Tuesday, October 21, 2014

What is Shmittah?

We have now completed the fall holidays and have fully entered the new year, 5775. Beyond the quaint palindrome nature of its numbers, this new year is distinct from the past few years in that it is a shmittah year. Shmittah is the final year of the seven year sabbatical cycle. During the shmittah year, the Jewish farmers  must allow the land to lie fallow according to God’s command:

“And six years you shall sow your land, and gather in the increase thereof; but the seventh year you shall let it rest and lie fallow, that the poor of your people may eat; and what they leave the beast of the field shall eat. In like manner you shall deal with your vineyard, and with your olive-yard” (Exodus 23:10-11).

While agricultural experts have long praised the policy of letting agricultural fields have periods of rest and regeneration, the halachot (laws) of the shmittah year apply only to Jewish owned fields  in the land of Israel. During shmittah, Jewish farmers who abstain from working their fields demonstrate great faith, trusting in God's promise of abundance to supply them with food during the shmittah year and the year that follows.

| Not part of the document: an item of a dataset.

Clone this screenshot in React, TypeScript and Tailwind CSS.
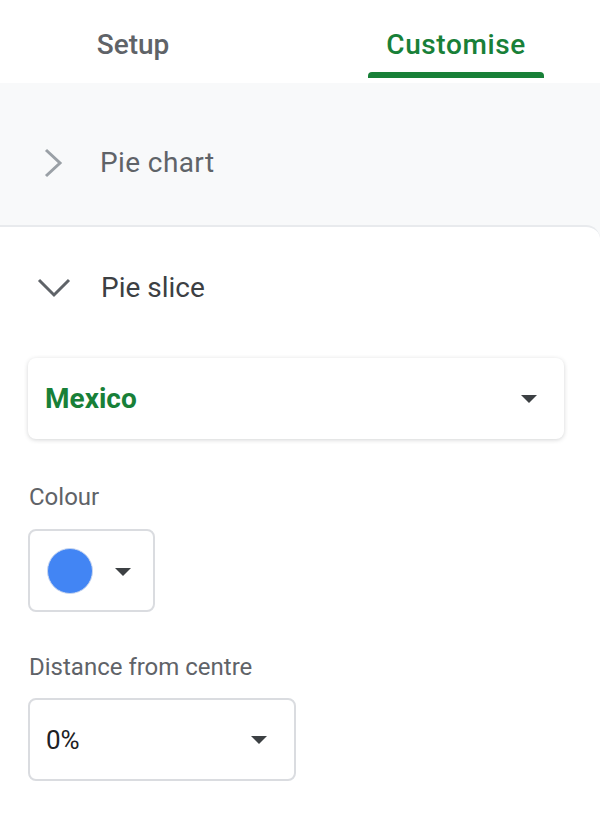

“And if you shall say: 'What shall we eat the seventh year? Behold, we may not sow, nor gather in our increase'; then I will command My blessing upon you in the sixth year, and it shall bring forth produce for the three years. And you shall sow the eighth year, and eat of the produce, the old store; until the ninth year, until her produce come in, you shall eat the old store” (Exodus 25:20-22).